Written request: Copy out, with no alterations, the lines below running from the one containing "Clone this screenshot" to the one containing "pl-[27px] text-[18px] leading-[24px]", inclusive at each end; pictures are omitted.
--- Listed entries ---
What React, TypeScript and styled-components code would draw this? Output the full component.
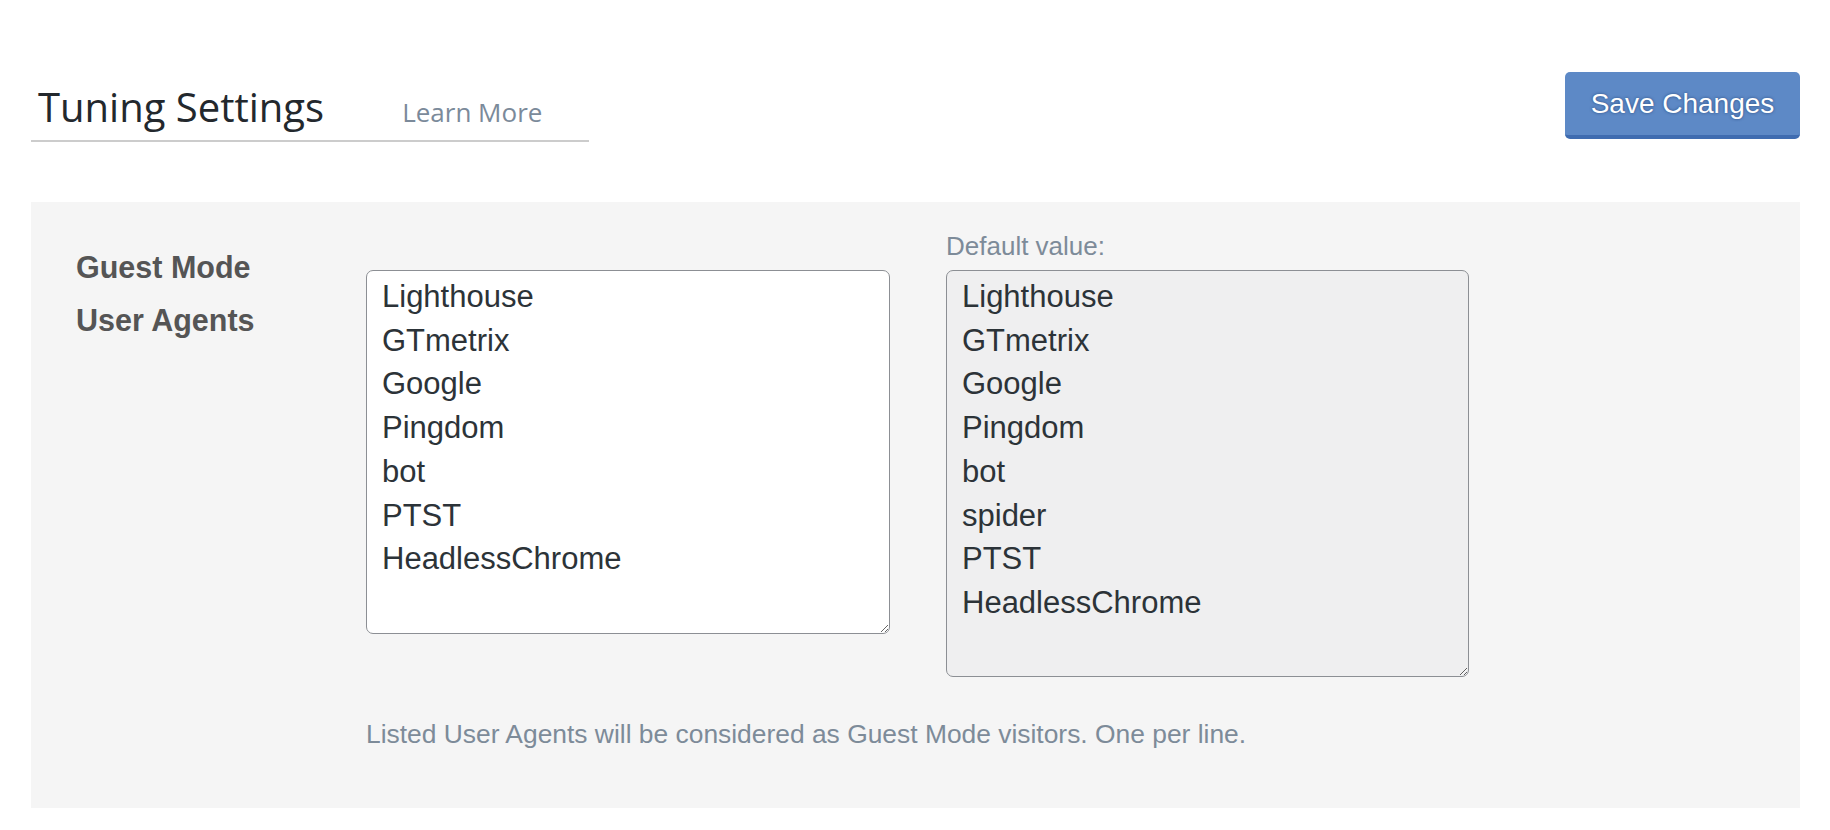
import React from "react";
import styled, { createGlobalStyle } from "styled-components";

const GlobalStyle = createGlobalStyle`
  html, body {
    margin: 0;
    padding: 0;
    background: #ffffff;
  }
  body {
    font-family: "Liberation Sans", Arial, sans-serif;
    color: #2c3338;
  }
`;

const Page = styled.div`
  padding: 72px 30px 0 31px;
`;

const Header = styled.div`
  display: flex;
  justify-content: space-between;
  align-items: flex-start;
`;

const TitleBar = styled.div`
  display: flex;
  align-items: baseline;
  width: 558px;
  margin-top: 7px;
  padding: 0 0 0 7px;
  box-sizing: border-box;
  border-bottom: 2px solid #cccccc;
  line-height: 56px;
  font-family: "Open Sans", "Noto Sans", sans-serif;
`;

const Title = styled.h1`
  margin: 0;
  font-size: 40px;
  font-weight: 400;
  color: #23282d;
`;

const LearnMore = styled.a`
  margin-left: 78px;
  font-size: 26px;
  color: #7b8a9a;
  text-decoration: none;
`;

const SaveButton = styled.button`
  width: 235px;
  height: 67px;
  padding: 0;
  border: none;
  border-bottom: 4px solid #3f6cb0;
  border-radius: 5px;
  background: #5d89c6;
  color: #ffffff;
  font-family: "Liberation Sans", Arial, sans-serif;
  font-size: 28px;
  text-shadow: 0 0 3px rgba(20, 50, 100, 0.7);
  cursor: pointer;
`;

const Panel = styled.div`
  margin-top: 60px;
  background: #f5f5f5;
  padding: 29px 45px 59px 45px;
  display: flex;
`;

const RowLabel = styled.div`
  width: 290px;
  margin-top: 10px;
  font-size: 30.5px;
  line-height: 53px;
  font-weight: 700;
  color: #555555;
`;

const Field = styled.div`
  display: flex;
  flex-direction: column;
`;

const FieldGrid = styled.div`
  display: grid;
  grid-template-columns: 524px 523px;
  column-gap: 56px;
  row-gap: 9px;
  align-items: start;
`;

const Caption = styled.div`
  font-size: 26px;
  line-height: 30px;
  color: #7d8b99;
`;

const Agents = styled.textarea<{ $readonly?: boolean; $height: number }>`
  box-sizing: border-box;
  width: 100%;
  height: ${(p) => p.$height}px;
  margin: 0;
  padding: 4px 14px 8px 15px;
  border: 1px solid #8c8f94;
  border-radius: 7px;
  background: ${(p) => (p.$readonly ? "#efeff0" : "#ffffff")};
  color: #2c3338;
  font-family: "Liberation Sans", Arial, sans-serif;
  font-size: 31px;
  line-height: 43.7px;
  outline: none;
  overflow: hidden;
`;

const Help = styled.p`
  margin: 42px 0 0;
  font-size: 26.4px;
  line-height: 30px;
  color: #7d8b99;
`;

const current = ["Lighthouse", "GTmetrix", "Google", "Pingdom", "bot", "PTST", "HeadlessChrome"];
const defaults = ["Lighthouse", "GTmetrix", "Google", "Pingdom", "bot", "spider", "PTST", "HeadlessChrome"];

export default function App() {
  return (
    <>
      <GlobalStyle />
      <Page>
        <Header>
          <TitleBar>
            <Title>Tuning Settings</Title>
            <LearnMore href="#">Learn More</LearnMore>
          </TitleBar>
          <SaveButton type="button">Save Changes</SaveButton>
        </Header>

        <Panel>
          <RowLabel>
            Guest Mode
            <br />
            User Agents
          </RowLabel>
          <Field>
            <FieldGrid>
              <span />
              <Caption>Default value:</Caption>
              <Agents $height={364} defaultValue={current.join("\n")} />
              <Agents $height={407} $readonly readOnly defaultValue={defaults.join("\n")} />
            </FieldGrid>
            <Help>Listed User Agents will be considered as Guest Mode visitors. One per line.</Help>
          </Field>
        </Panel>
      </Page>
    </>
  );
}
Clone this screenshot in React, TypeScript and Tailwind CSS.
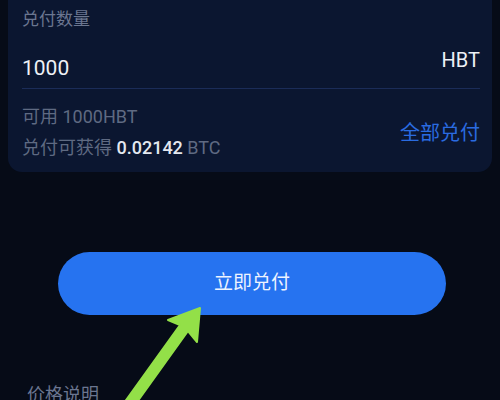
import React from "react";

export default function App() {
  return (
    <div
      className="relative w-[500px] h-[400px] overflow-hidden bg-[#060b17]"
      style={{ fontFamily: 'Roboto, "Noto Sans CJK SC", sans-serif' }}
    >
      <div className="mx-2 rounded-b-[14px] bg-[#0b1630] pl-[14px] pr-[12px]">
        <div className="h-[40px] flex items-center text-[17px] text-[#6b7690]">兑付数量</div>
        <div className="h-[49px] flex justify-between border-b border-[#1b2c58]">
          <div className="mt-[16px] leading-[24px] text-[21px] text-[#eef1f6]">1000</div>
          <div className="mt-[8px] leading-[24px] text-[20px] text-[#eef1f6]">HBT</div>
        </div>
        <div className="flex items-center justify-between pt-[16px] pb-[12px]">
          <div className="flex flex-col gap-[7px]">
            <div className="leading-[24px] text-[18px] text-[#5f6a82]">可用 1000HBT</div>
            <div className="leading-[24px] text-[18px] text-[#5f6a82]">
              兑付可获得 <span className="font-medium text-[#e4e8ef]">0.02142</span> BTC
            </div>
          </div>
          <div className="text-[20px] leading-[24px] text-[#2a6be0]">全部兑付</div>
        </div>
      </div>

      <div className="mt-[80px] pl-[58px] pr-[54px]">
        <div className="h-[63px] rounded-full bg-[#2673f0] flex items-center justify-center text-[19px] text-[#eef3ff]">
          立即兑付
        </div>
      </div>

      <div className="mt-[68px] pl-[27px] text-[18px] leading-[24px] text-[#6b7690]">价格说明</div>

      <svg className="absolute left-0 top-0" width="500" height="400" viewBox="0 0 500 400">
        <polygon
          points="200,308 197,342 188,331 132,409 124,403 180,325 168,320"
          fill="#93e048"
          stroke="#93e048"
          strokeWidth="2"
          strokeLinejoin="round"
        />
      </svg>
    </div>
  );
}
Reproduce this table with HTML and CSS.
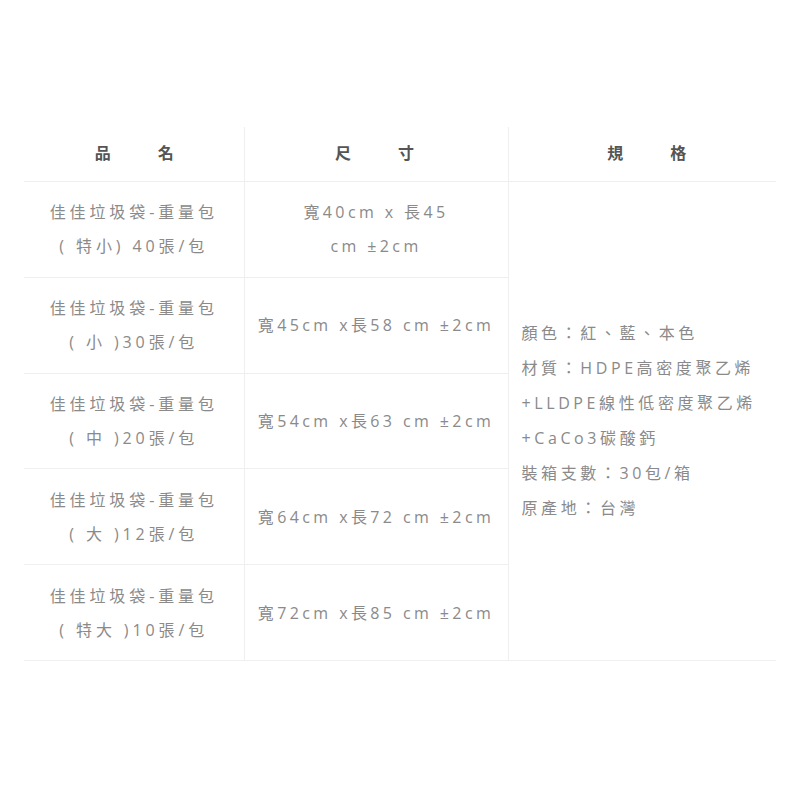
FILE: index.html
```html
<!DOCTYPE html>
<html lang="zh-Hant">
<head>
<meta charset="utf-8">
<title>佳佳垃圾袋-重量包 規格</title>
<link rel="stylesheet" href="styles.css">
</head>
<body>
<div class="wrap">
<table class="spec">
  <colgroup>
    <col class="c1">
    <col class="c2">
    <col class="c3">
  </colgroup>
  <thead>
    <tr>
      <th class="th1">品 名</th>
      <th class="th2">尺 寸</th>
      <th class="th3">規 格</th>
    </tr>
  </thead>
  <tbody>
    <tr>
      <td class="name">佳佳垃圾袋-重量包<br>( 特小) 40張/包</td>
      <td class="size">寬40cm x 長45 cm&nbsp;±2cm</td>
      <td class="info" rowspan="5">顏色：紅、藍、本色<br>材質：HDPE高密度聚乙烯<br>+LLDPE線性低密度聚乙烯<br>+CaCo3碳酸鈣<br>裝箱支數：30包/箱<br>原產地：台灣</td>
    </tr>
    <tr>
      <td class="name">佳佳垃圾袋-重量包<br>( 小 )30張/包</td>
      <td class="size">寬45cm x長58 cm&nbsp;±2cm</td>
    </tr>
    <tr>
      <td class="name">佳佳垃圾袋-重量包<br>( 中 )20張/包</td>
      <td class="size">寬54cm x長63 cm&nbsp;±2cm</td>
    </tr>
    <tr>
      <td class="name">佳佳垃圾袋-重量包<br>( 大 )12張/包</td>
      <td class="size">寬64cm x長72 cm&nbsp;±2cm</td>
    </tr>
    <tr>
      <td class="name">佳佳垃圾袋-重量包<br>( 特大 )10張/包</td>
      <td class="size">寬72cm x長85 cm&nbsp;±2cm</td>
    </tr>
  </tbody>
</table>
</div>
</body>
</html>
```

FILE: styles.css
```css
html, body {
  margin: 0;
  padding: 0;
  background: #ffffff;
}

body {
  font-family: "Open Sans", "Noto Sans CJK TC", sans-serif;
  color: #8a8a8a;
}

.wrap {
  padding: 127px 24px 0 24px;
}

.spec {
  width: 752px;
  border-collapse: collapse;
  table-layout: fixed;
  font-size: 16px;
  letter-spacing: 3.4px;
}

.c1 { width: 220px; }
.c2 { width: 264px; }
.c3 { width: 268px; }

.spec th {
  height: 49px;
  padding: 0 10px 5px 10px;
  font-weight: 600;
  letter-spacing: 3px;
  color: #555555;
  text-align: center;
  vertical-align: middle;
  word-spacing: 37px;
  border-bottom: 1px solid #efefef;
  border-left: 1px solid #efefef;
}

.spec th:first-child {
  border-left: none;
}

.spec th.th1 {
  padding-left: 14px;
}

.spec th.th3 {
  padding-left: 22px;
}

.spec td {
  padding: 13.4px 10px;
  line-height: 34px;
  text-align: center;
  vertical-align: middle;
  border-bottom: 1px solid #efefef;
  border-left: 1px solid #efefef;
}

.spec tr td:first-child {
  border-left: none;
}

.spec td.name {
  letter-spacing: 3.9px;
}

.spec td.size {
  padding-left: 13px;
  padding-right: 13px;
}

.spec td.info {
  text-align: left;
  padding: 0 10px 0 13px;
  line-height: 35px;
  letter-spacing: 3.6px;
}
```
---
Response to the task:
Clone this screenshot in React, TypeScript and Tailwind CSS.
import React from "react";

export default function App() {
  return (
    <div
      className="relative w-[500px] h-[400px] overflow-hidden bg-[#060b17]"
      style={{ fontFamily: 'Roboto, "Noto Sans CJK SC", sans-serif' }}
    >
      <div className="mx-2 rounded-b-[14px] bg-[#0b1630] pl-[14px] pr-[12px]">
        <div className="h-[40px] flex items-center text-[17px] text-[#6b7690]">兑付数量</div>
        <div className="h-[49px] flex justify-between border-b border-[#1b2c58]">
          <div className="mt-[16px] leading-[24px] text-[21px] text-[#eef1f6]">1000</div>
          <div className="mt-[8px] leading-[24px] text-[20px] text-[#eef1f6]">HBT</div>
        </div>
        <div className="flex items-center justify-between pt-[16px] pb-[12px]">
          <div className="flex flex-col gap-[7px]">
            <div className="leading-[24px] text-[18px] text-[#5f6a82]">可用 1000HBT</div>
            <div className="leading-[24px] text-[18px] text-[#5f6a82]">
              兑付可获得 <span className="font-medium text-[#e4e8ef]">0.02142</span> BTC
            </div>
          </div>
          <div className="text-[20px] leading-[24px] text-[#2a6be0]">全部兑付</div>
        </div>
      </div>

      <div className="mt-[80px] pl-[58px] pr-[54px]">
        <div className="h-[63px] rounded-full bg-[#2673f0] flex items-center justify-center text-[19px] text-[#eef3ff]">
          立即兑付
        </div>
      </div>

      <div className="mt-[68px] pl-[27px] text-[18px] leading-[24px] text-[#6b7690]">价格说明</div>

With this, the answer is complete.